Vivienne Westwood accused of plagiarism over book on her life

Author of a 2001 book accuses punk designer of copying sections and not crediting properly

Dame Vivienne Westwood faces a plagiarism lawsuit after an author claimed that the fashion designer had lifted chunks of her new autobiography from his own work.

Westwood, one of the architects of punk, has published an autobiography, co-written by Ian Kelly. But the Pan Macmillan title faces claims that the book contains sections copied without attribution, is littered with errors, and may have libelled former associates of the designer.

Paul Gorman, author of the 2001 book The Look: Adventures in Rock and Pop Fashion, claims to have identified 29 instances of his own work being used without credit in Westwood’s volume.

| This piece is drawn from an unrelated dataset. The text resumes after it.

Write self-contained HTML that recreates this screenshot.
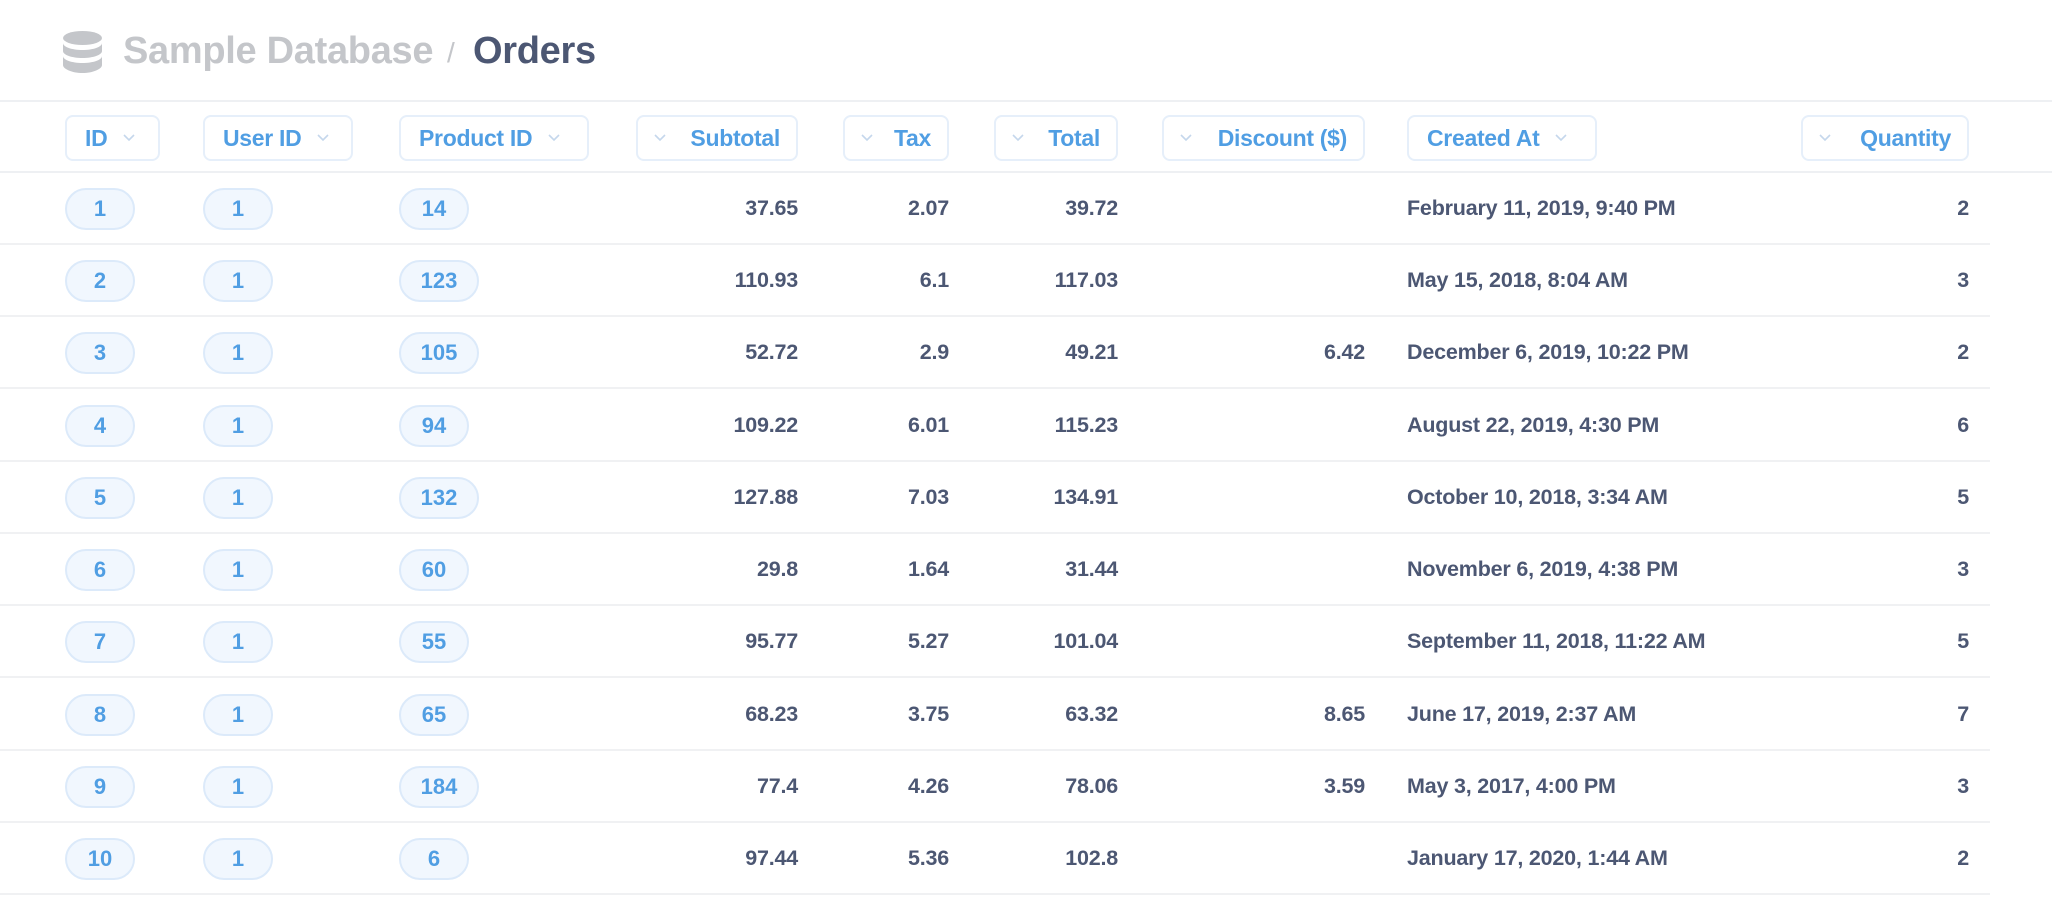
<!DOCTYPE html>
<html><head><meta charset="utf-8"><style>
*{margin:0;padding:0;box-sizing:border-box}
body{width:2052px;height:898px;background:#fff;font-family:"Liberation Sans",sans-serif;position:relative;overflow:hidden;color:#4c5773}
.t{position:absolute;top:29px;font-size:38px;font-weight:bold;line-height:44px;letter-spacing:-0.3px}
.hl{position:absolute;left:0;width:2052px;height:2px;background:#eef0f3}
.hp{position:absolute;top:115px;height:46px;border:2px solid #e6effa;border-radius:8px;color:#509ee3;font-weight:bold;font-size:23px;line-height:42px;padding:0 18px;display:flex;align-items:center;gap:16px;letter-spacing:-0.3px}
.hp.rt{justify-content:space-between;padding:0 16px 0 16px}
.hp svg{flex:none}
.row{position:absolute;left:0;width:1990px;height:72px;border-bottom:2px solid #f0f1f3}
.p{position:absolute;top:15px;height:42px;border:2px solid #dceafa;background:#f1f7fe;border-radius:21px;color:#509ee3;font-weight:bold;font-size:22px;line-height:38px;text-align:center}
.c{position:absolute;top:0;line-height:70px;font-weight:bold;font-size:21.5px;color:#4c5773;letter-spacing:-0.2px}
.r{text-align:right}
.c1{left:600px;width:198px}.c2{left:800px;width:149px}.c3{left:960px;width:158px}.c4{left:1200px;width:165px}.c5{left:1407px;width:380px}.c6{left:1800px;width:169px}
</style></head><body>
<svg style="position:absolute;left:63px;top:31px" width="39" height="42" viewBox="0 0 39 42"><g fill="#c4c6ca"><ellipse cx="19.5" cy="7" rx="19.5" ry="7"/><path d="M0 12c0 4 9 7 19.5 7S39 16 39 12v8c0 4-9 7-19.5 7S0 24 0 20z"/><path d="M0 25c0 4 9 7 19.5 7S39 29 39 25v9c0 4-9 8-19.5 8S0 38 0 34z"/></g></svg>
<div class="t" style="left:123px;color:#c4c6ca">Sample Database</div>
<div class="t" style="left:447px;color:#c4c6ca;font-weight:normal;font-size:28px;top:31px">/</div>
<div class="t" style="left:473px;color:#4c5773">Orders</div>
<div class="hl" style="top:100px"></div>
<div class="hl" style="top:171px"></div>

<div class="hp" style="left:65px;width:95px">ID <svg width="12" height="8"><polyline points="1,1 6,6 11,1" fill="none" stroke="#c5d7ec" stroke-width="1.6"/></svg></div>
<div class="hp" style="left:203px;width:150px">User ID <svg width="12" height="8"><polyline points="1,1 6,6 11,1" fill="none" stroke="#c5d7ec" stroke-width="1.6"/></svg></div>
<div class="hp" style="left:399px;width:190px">Product ID <svg width="12" height="8"><polyline points="1,1 6,6 11,1" fill="none" stroke="#c5d7ec" stroke-width="1.6"/></svg></div>
<div class="hp rt" style="left:636px;width:162px"><svg width="12" height="8"><polyline points="1,1 6,6 11,1" fill="none" stroke="#c5d7ec" stroke-width="1.6"/></svg>Subtotal</div>
<div class="hp rt" style="left:843px;width:106px"><svg width="12" height="8"><polyline points="1,1 6,6 11,1" fill="none" stroke="#c5d7ec" stroke-width="1.6"/></svg>Tax</div>
<div class="hp rt" style="left:994px;width:124px"><svg width="12" height="8"><polyline points="1,1 6,6 11,1" fill="none" stroke="#c5d7ec" stroke-width="1.6"/></svg>Total</div>
<div class="hp rt" style="left:1162px;width:203px"><svg width="12" height="8"><polyline points="1,1 6,6 11,1" fill="none" stroke="#c5d7ec" stroke-width="1.6"/></svg>Discount ($)</div>
<div class="hp" style="left:1407px;width:190px">Created At <svg width="12" height="8"><polyline points="1,1 6,6 11,1" fill="none" stroke="#c5d7ec" stroke-width="1.6"/></svg></div>
<div class="hp rt" style="left:1801px;width:168px"><svg width="12" height="8"><polyline points="1,1 6,6 11,1" fill="none" stroke="#c5d7ec" stroke-width="1.6"/></svg>Quantity</div>

<div class="row" style="top:173px"><div class="p" style="left:65px;width:70px">1</div><div class="p" style="left:203px;width:70px">1</div><div class="p" style="left:399px;width:70px">14</div><div class="c r c1">37.65</div><div class="c r c2">2.07</div><div class="c r c3">39.72</div><div class="c r c4"></div><div class="c c5">February 11, 2019, 9:40 PM</div><div class="c r c6">2</div></div>
<div class="row" style="top:245px"><div class="p" style="left:65px;width:70px">2</div><div class="p" style="left:203px;width:70px">1</div><div class="p" style="left:399px;width:80px">123</div><div class="c r c1">110.93</div><div class="c r c2">6.1</div><div class="c r c3">117.03</div><div class="c r c4"></div><div class="c c5">May 15, 2018, 8:04 AM</div><div class="c r c6">3</div></div>
<div class="row" style="top:317px"><div class="p" style="left:65px;width:70px">3</div><div class="p" style="left:203px;width:70px">1</div><div class="p" style="left:399px;width:80px">105</div><div class="c r c1">52.72</div><div class="c r c2">2.9</div><div class="c r c3">49.21</div><div class="c r c4">6.42</div><div class="c c5">December 6, 2019, 10:22 PM</div><div class="c r c6">2</div></div>
<div class="row" style="top:390px"><div class="p" style="left:65px;width:70px">4</div><div class="p" style="left:203px;width:70px">1</div><div class="p" style="left:399px;width:70px">94</div><div class="c r c1">109.22</div><div class="c r c2">6.01</div><div class="c r c3">115.23</div><div class="c r c4"></div><div class="c c5">August 22, 2019, 4:30 PM</div><div class="c r c6">6</div></div>
<div class="row" style="top:462px"><div class="p" style="left:65px;width:70px">5</div><div class="p" style="left:203px;width:70px">1</div><div class="p" style="left:399px;width:80px">132</div><div class="c r c1">127.88</div><div class="c r c2">7.03</div><div class="c r c3">134.91</div><div class="c r c4"></div><div class="c c5">October 10, 2018, 3:34 AM</div><div class="c r c6">5</div></div>
<div class="row" style="top:534px"><div class="p" style="left:65px;width:70px">6</div><div class="p" style="left:203px;width:70px">1</div><div class="p" style="left:399px;width:70px">60</div><div class="c r c1">29.8</div><div class="c r c2">1.64</div><div class="c r c3">31.44</div><div class="c r c4"></div><div class="c c5">November 6, 2019, 4:38 PM</div><div class="c r c6">3</div></div>
<div class="row" style="top:606px"><div class="p" style="left:65px;width:70px">7</div><div class="p" style="left:203px;width:70px">1</div><div class="p" style="left:399px;width:70px">55</div><div class="c r c1">95.77</div><div class="c r c2">5.27</div><div class="c r c3">101.04</div><div class="c r c4"></div><div class="c c5">September 11, 2018, 11:22 AM</div><div class="c r c6">5</div></div>
<div class="row" style="top:679px"><div class="p" style="left:65px;width:70px">8</div><div class="p" style="left:203px;width:70px">1</div><div class="p" style="left:399px;width:70px">65</div><div class="c r c1">68.23</div><div class="c r c2">3.75</div><div class="c r c3">63.32</div><div class="c r c4">8.65</div><div class="c c5">June 17, 2019, 2:37 AM</div><div class="c r c6">7</div></div>
<div class="row" style="top:751px"><div class="p" style="left:65px;width:70px">9</div><div class="p" style="left:203px;width:70px">1</div><div class="p" style="left:399px;width:80px">184</div><div class="c r c1">77.4</div><div class="c r c2">4.26</div><div class="c r c3">78.06</div><div class="c r c4">3.59</div><div class="c c5">May 3, 2017, 4:00 PM</div><div class="c r c6">3</div></div>
<div class="row" style="top:823px"><div class="p" style="left:65px;width:70px">10</div><div class="p" style="left:203px;width:70px">1</div><div class="p" style="left:399px;width:70px">6</div><div class="c r c1">97.44</div><div class="c r c2">5.36</div><div class="c r c3">102.8</div><div class="c r c4"></div><div class="c c5">January 17, 2020, 1:44 AM</div><div class="c r c6">2</div></div>
</body></html>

Gorman quotes Malcolm McLaren, Westwood’s former business partner and lover in his book, describing how the first “teenagers” aped the beatnik look.

“Just look at what people like Jack Kerouac were wearing after they had left the marines and the army and went on the road. White T-shirt, jeans, leather jacket. When Hollywood looked around for rebellious images which would suit stars like James Dean and Marlon Brando, they settled on that. And when kids in Britain saw it up on the big screen, they wanted it do.”

The paragraph appears almost verbatim in Westwood’s book, with the words “explains Vivienne” around the quote.

Although named in some footnotes, Gorman says he has identified numerous other sections copied without credit and believes that a number of photographers have also not been credited for the use of their images in the book.

“I greatly admire Vivienne’s achievements but she has been let down badly by her publisher by this sloppy book,” said Gorman, who is suing for damages, an apology and rectification of missing credits.

Private Eye says it has identified a potential libel in Westwood’s book. Westwood writes that since a former manager of her King’s Road boutique is now dead, “we can be honest”. She then makes unsubstantiated accusations against him.

According to Private Eye, the man is very much alive and works as a psychotherapist in West London. He did not respond to a request for comment from The Independent.

Another man, identified as the manager’s then-boyfriend is also alive and now married with children.

Spelling errors in the book include “Jimmy” Hendrix and Pete “Townsend”, whilst the date of the Sex Pistols’ first concert and McLaren’s age when he died in 2010 are both misidentified.

Gorman added: “I would hope that Picador – part of the worldwide Macmillan Group – asks of itself the relevant questions about how, to use one media lawyer’s professional opinion of the Westwood book, such ‘a dog’s breakfast’ has been allowed to hit the shelves.”

Neither Westwood nor her publishers responded to requests to comment. It is believed that Gorman and the estate of Malcolm McLaren had requested an advance copy of Westwood’s book to proof-read before publication but none was forthcoming.

Westwood, 73, also claims that the idea and title for The Sex Pistols’ anthem Anarchy In The UK were hers. John Lydon, the former Johnny Rotten, disagrees. He told the Independent: “The silly cow is claiming she had the idea for ‘Anarchy’? What a f****** liberty. That's audacity of the highest order. Go back to making frocks.”